Understanding the First Grader Mindset

First graders are in a cognitive inflection point. Their brains process abstract ideas through concrete, imaginative frameworks. They crave agency, repetition, and immediate rewards. A craft that feels like a game—not a task—holds their attention. This isn’t about making decorations; it’s about giving children a tangible role in storytelling. When a child colors a black cat not just as a symbol, but as a guardian spirit watching over trick-or-treaters, they’re engaging in early narrative construction. This cognitive leap—linking emotion to action—is where real learning happens.

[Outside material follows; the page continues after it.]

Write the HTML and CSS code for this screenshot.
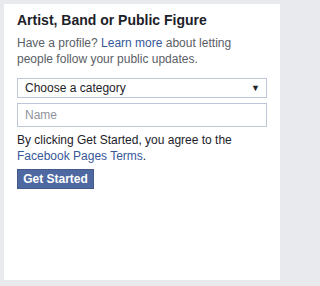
FILE: index.html
```html
<!DOCTYPE html>
<html>
<head>
<meta charset="utf-8">
<link rel="stylesheet" href="styles.css">
</head>
<body>
<div class="card">
  <h2 class="title">Artist, Band or Public Figure</h2>
  <p class="desc">Have a profile? <a class="link" href="#">Learn more</a> about letting people follow your public updates.</p>
  <div class="select">
    <span>Choose a category</span>
    <span class="arrow">▼</span>
  </div>
  <div class="input">Name</div>
  <p class="terms">By clicking Get Started, you agree to the <a class="link" href="#">Facebook Pages Terms</a>.</p>
  <button class="btn">Get Started</button>
</div>
</body>
</html>
```
FILE: styles.css
```css
html, body { margin: 0; padding: 0; }
body {
  background: #e9eaed;
  padding: 4px;
  width: 286px;
  height: 286px;
  box-sizing: border-box;
  font-family: "Liberation Sans", Arial, sans-serif;
}
.card {
  background: #fff;
  width: 276px;
  height: 276px;
  box-sizing: border-box;
  padding: 7px 13px 0 13px;
}
.title {
  margin: 0;
  font-size: 14px;
  line-height: 18px;
  font-weight: bold;
  color: #1d2129;
}
.desc {
  margin: 6px 0 0 0;
  font-size: 12px;
  line-height: 16px;
  color: #5a5e66;
}
.link { color: #365899; text-decoration: none; }
.select {
  box-sizing: border-box;
  margin-top: 11px;
  height: 20px;
  border: 1px solid #bdc7d8;
  display: flex;
  align-items: center;
  justify-content: space-between;
  padding: 0 6px 0 7px;
  font-size: 12px;
  color: #1d2129;
}
.arrow { font-size: 9px; color: #1d2129; }
.input {
  box-sizing: border-box;
  margin-top: 5px;
  height: 24px;
  border: 1px solid #bdc7d8;
  padding: 0 7px;
  display: flex;
  align-items: center;
  font-size: 12px;
  color: #90949c;
}
.terms {
  margin: 5px 0 0 0;
  font-size: 12px;
  line-height: 16px;
  color: #1d2129;
}
.btn {
  margin-top: 5px;
  display: block;
  box-sizing: border-box;
  height: 20px;
  width: 77px;
  padding: 0;
  background: #4e69a2;
  border: 1px solid #435a8b;
  color: #fff;
  font-family: "Liberation Sans", Arial, sans-serif;
  font-weight: bold;
  font-size: 12px;
  line-height: 16px;
}
```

  • Symbolic agency drives engagement: children assign meaning to objects, transforming a simple paper bat into a “night guardian” with a personal backstory.
  • Sensory layering supports retention: combining tactile materials (textured fabric, washable paints, scented glue) activates multiple neural pathways, strengthening memory encoding.
  • Social scaffolding emerges through collaborative projects—think group ghost nets woven from yarn, where each child contributes a strand, reinforcing community and shared purpose.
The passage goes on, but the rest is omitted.